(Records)
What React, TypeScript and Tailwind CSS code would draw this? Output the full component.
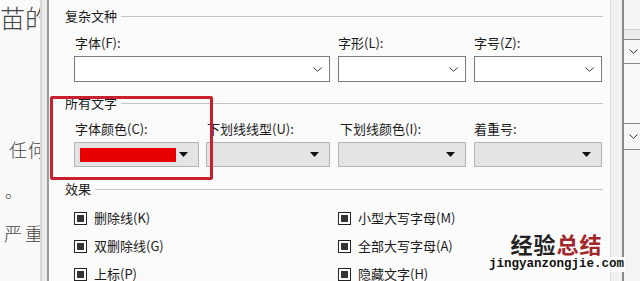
const cjk = { fontFamily: '"Noto Sans CJK SC", "Noto Sans", sans-serif' }

function Chevron() {
  return (
    <svg width="9" height="5" viewBox="0 0 9 5" className="shrink-0">
      <path d="M0.5 0.5 L4.5 4.3 L8.5 0.5" fill="none" stroke="#333" strokeWidth="1" />
    </svg>
  )
}

function Caret() {
  return (
    <svg width="9" height="5" viewBox="0 0 9 5" className="shrink-0">
      <path d="M0 0 H9 L4.5 5 Z" fill="#111" />
    </svg>
  )
}

function Legend({ title, className = '' }: { title: string; className?: string }) {
  return (
    <div className={`flex h-[20px] items-center gap-[4px] pl-[16px] ${className}`}>
      <span className="text-[13px] leading-[20px] text-[#1a1a1a]">{title}</span>
      <div className="h-px flex-1 bg-[#c4c4c4]" />
    </div>
  )
}

function Select({ width }: { width: number }) {
  return (
    <div
      className="flex h-[26px] items-center justify-end border border-[#7a7a7a] bg-white pr-[7px]"
      style={{ width }}
    >
      <Chevron />
    </div>
  )
}

function GreySelect({ width, color }: { width: number; color?: boolean }) {
  return (
    <div
      className="flex h-[25px] items-center border border-[#b4b4b4] bg-[#e4e4e4] pl-[5px] pr-[10px]"
      style={{ width }}
    >
      {color ? <div className="h-[14px] w-[96px] bg-[#e60000]" /> : null}
      <div className="flex-1" />
      <Caret />
    </div>
  )
}

function Check({ label }: { label: string }) {
  return (
    <div className="flex h-[20px] items-center gap-[7px]">
      <div className="h-[13px] w-[13px] border border-[#222] bg-white p-[2px]">
        <div className="h-full w-full bg-[#333]" />
      </div>
      <span className="text-[13px] leading-[20px] text-[#1a1a1a]">{label}</span>
    </div>
  )
}

export default function App() {
  return (
    <div className="relative flex h-[281px] w-[640px] overflow-hidden bg-white" style={cjk}>
      {/* document behind the dialog, clipped by the dialog edge */}
      <div className="relative w-[40px] shrink-0 overflow-hidden bg-[#fafafa] font-light text-[#444]">
        <div className="absolute left-0 top-[1px] whitespace-nowrap text-[25px] leading-[32px]">苗的</div>
        <div className="absolute left-[9px] top-[136px] whitespace-nowrap text-[18px] leading-[26px] tracking-[1px]">任何</div>
        <div className="absolute left-[5px] top-[179px] text-[17px] leading-[24px]">。</div>
        <div className="absolute left-[4px] top-[220px] whitespace-nowrap text-[18px] leading-[26px] tracking-[3px]">严重</div>
      </div>
      <div className="w-[2px] shrink-0 bg-[#d8d8d8]" />
      <div className="w-[5px] shrink-0 bg-[#ebebeb]" />
      <div className="w-[2px] shrink-0 bg-[#9c9c9c]" />

      {/* font dialog */}
      <div className="flex w-[561px] shrink-0 flex-col bg-[#fbfbfb] pr-[7px] text-[#1a1a1a]">
        <Legend title="复杂文种" className="mt-[6px]" />
        <div className="ml-[25px] mt-[9px] flex gap-[8px] text-[13px] leading-[16px]">
          <span className="w-[256px] pl-[1px]">字体(F):</span>
          <span className="w-[128px]">字形(L):</span>
          <span className="w-[128px]">字号(Z):</span>
        </div>
        <div className="ml-[25px] mt-[5px] flex gap-[8px]">
          <Select width={256} />
          <Select width={128} />
          <Select width={128} />
        </div>

        <Legend title="所有文字" className="mt-[11px]" />
        <div className="ml-[25px] mt-[8px] flex text-[13px] leading-[16px]">
          <span className="w-[132px] pl-[1px]">字体颜色(C):</span>
          <span className="w-[132px] pl-[1px]">下划线线型(U):</span>
          <span className="w-[136px] pl-[2px]">下划线颜色(I):</span>
          <span className="w-[128px]">着重号:</span>
        </div>
        <div className="ml-[25px] mt-[5px] flex">
          <GreySelect width={125} color />
          <div className="w-[7px]" />
          <GreySelect width={124} />
          <div className="w-[8px]" />
          <GreySelect width={128} />
          <div className="w-[8px]" />
          <GreySelect width={128} />
        </div>

        <Legend title="效果" className="mt-[12px]" />
        <div className="ml-[25px] mt-[9px] grid grid-cols-[264px_1fr] gap-y-[8px]">
          <Check label="删除线(K)" />
          <Check label="小型大写字母(M)" />
          <Check label="双删除线(G)" />
          <Check label="全部大写字母(A)" />
          <Check label="上标(P)" />
          <Check label="隐藏文字(H)" />
        </div>
      </div>

      {/* neighbouring pane on the right */}
      <div className="w-[1px] shrink-0 bg-[#dedede]" />
      <div className="w-[11px] shrink-0 bg-[#f1f1f1]" />
      <div className="w-[2px] shrink-0 bg-[#8a8a8a]" />
      <div className="flex flex-1 flex-col bg-[#f7f7f7]">
        <div className="h-[29px] bg-[#f4f4f4]" />
        <div className="h-px bg-[#cfcfcf]" />
        <div className="h-[9px] bg-[#ececec]" />
        <div className="h-px bg-[#8a8a8a]" />
        <div className="flex h-[23px] items-center pl-[5px]">
          <Chevron />
        </div>
        <div className="h-px bg-[#8a8a8a]" />
        <div className="h-[59px] bg-[#fafafa]" />
        <div className="h-px bg-[#8a8a8a]" />
        <div className="flex h-[25px] items-center pl-[5px]">
          <Chevron />
        </div>
        <div className="h-px bg-[#8a8a8a]" />
        <div className="flex-1 bg-[#f4f4f4]" />
      </div>

      {/* red highlight around the font colour field */}
      <div className="absolute left-[50px] top-[96px] h-[84px] w-[163px] rounded-[2px] border-[3px] border-[#c8202c]" />

      {/* watermark */}
      <div className="absolute left-[488px] top-[231px] flex flex-col items-center">
        <div className="text-[22px] font-bold leading-[25px] tracking-[1px]">
          <span className="text-[#222]">经验</span>
          <span className="text-[#a3262a]">总结</span>
        </div>
        <div
          className="mt-[1px] bg-white px-[1px] text-[12.5px] font-bold leading-[15px] text-[#111]"
          style={{ fontFamily: '"Liberation Mono", monospace' }}
        >
          jingyanzongjie.com
        </div>
      </div>
    </div>
  )
}
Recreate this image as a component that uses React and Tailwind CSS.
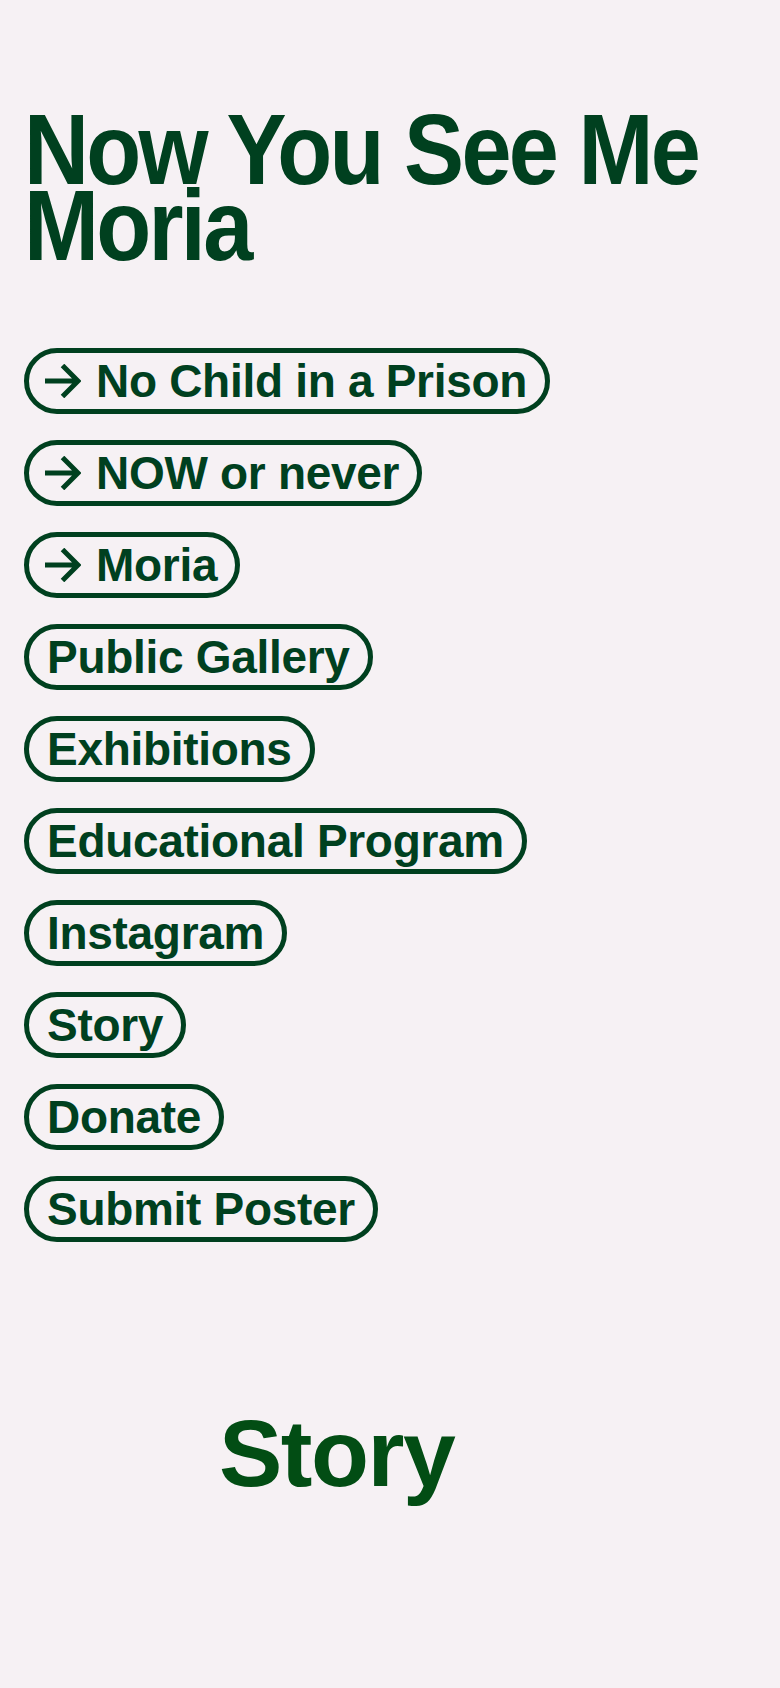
import React from "react";

const links = [
  { label: "No Child in a Prison", arrow: true },
  { label: "NOW or never", arrow: true },
  { label: "Moria", arrow: true },
  { label: "Public Gallery" },
  { label: "Exhibitions" },
  { label: "Educational Program" },
  { label: "Instagram" },
  { label: "Story" },
  { label: "Donate" },
  { label: "Submit Poster" },
];

function Arrow() {
  return (
    <svg
      width="36"
      height="34"
      viewBox="0 0 36 34"
      fill="none"
      className="ml-[-2px] mr-[15px] shrink-0"
    >
      <path
        d="M0 17 H33 M17.5 1.5 L33 17 L17.5 32.5"
        stroke="#00401f"
        strokeWidth="5"
        strokeLinecap="butt"
        strokeLinejoin="miter"
      />
    </svg>
  );
}

export default function App() {
  return (
    <div
      className="min-h-[1688px] w-full bg-[#f6f1f4] pl-[24px] pt-[111px] text-[#00401f]"
      style={{ fontFamily: '"Liberation Sans", Arial, sans-serif' }}
    >
      <h1 className="origin-left scale-x-[0.9] whitespace-nowrap text-[100px] font-bold leading-[76px] tracking-[-3px]">
        Now You See Me
        <br />
        Moria
      </h1>

      <nav className="mt-[85px] flex flex-col items-start gap-[26px]">
        {links.map((l) => (
          <a
            key={l.label}
            href="#"
            className="flex h-[66px] items-center rounded-full border-[5px] border-[#00401f] pl-[18px] pr-[18px] text-[46px] font-bold leading-[56px] tracking-[-0.3px] text-[#00401f] no-underline"
          >
            {l.arrow && <Arrow />}
            <span className="whitespace-nowrap">{l.label}</span>
          </a>
        ))}
      </nav>

      <div className="mt-[164px] pl-[195px]">
        <h2 className="text-[95px] font-bold leading-[95px] tracking-[-1.5px] text-[#024d14]">
          Story
        </h2>
      </div>
    </div>
  );
}
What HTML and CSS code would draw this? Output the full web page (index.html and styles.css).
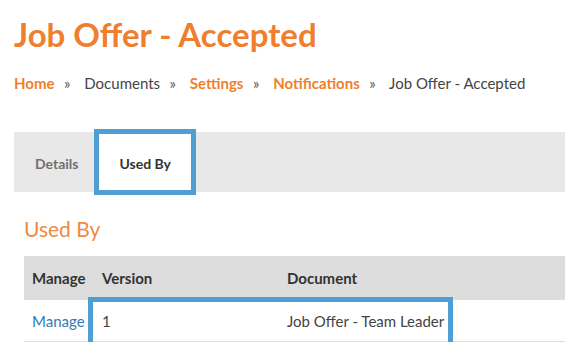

# Prompt:
Print the lines from the one that contains "Recreate this image" through the last line of the data, exactly and in full, and no other lines. Pictures are not part of the copy.

# Task output:
Recreate this image as a component that uses React and Tailwind CSS.
import React from "react";

const links = [
  { label: "No Child in a Prison", arrow: true },
  { label: "NOW or never", arrow: true },
  { label: "Moria", arrow: true },
  { label: "Public Gallery" },
  { label: "Exhibitions" },
  { label: "Educational Program" },
  { label: "Instagram" },
  { label: "Story" },
  { label: "Donate" },
  { label: "Submit Poster" },
];

function Arrow() {
  return (
    <svg
      width="36"
      height="34"
      viewBox="0 0 36 34"
      fill="none"
      className="ml-[-2px] mr-[15px] shrink-0"
    >
      <path
        d="M0 17 H33 M17.5 1.5 L33 17 L17.5 32.5"
        stroke="#00401f"
        strokeWidth="5"
        strokeLinecap="butt"
        strokeLinejoin="miter"
      />
    </svg>
  );
}

export default function App() {
  return (
    <div
      className="min-h-[1688px] w-full bg-[#f6f1f4] pl-[24px] pt-[111px] text-[#00401f]"
      style={{ fontFamily: '"Liberation Sans", Arial, sans-serif' }}
    >
      <h1 className="origin-left scale-x-[0.9] whitespace-nowrap text-[100px] font-bold leading-[76px] tracking-[-3px]">
        Now You See Me
        <br />
        Moria
      </h1>

      <nav className="mt-[85px] flex flex-col items-start gap-[26px]">
        {links.map((l) => (
          <a
            key={l.label}
            href="#"
            className="flex h-[66px] items-center rounded-full border-[5px] border-[#00401f] pl-[18px] pr-[18px] text-[46px] font-bold leading-[56px] tracking-[-0.3px] text-[#00401f] no-underline"
          >
            {l.arrow && <Arrow />}
            <span className="whitespace-nowrap">{l.label}</span>
          </a>
        ))}
      </nav>

      <div className="mt-[164px] pl-[195px]">
        <h2 className="text-[95px] font-bold leading-[95px] tracking-[-1.5px] text-[#024d14]">
          Story
        </h2>
      </div>
    </div>
  );
}
What HTML and CSS code would draw this? Output the full web page (index.html and styles.css).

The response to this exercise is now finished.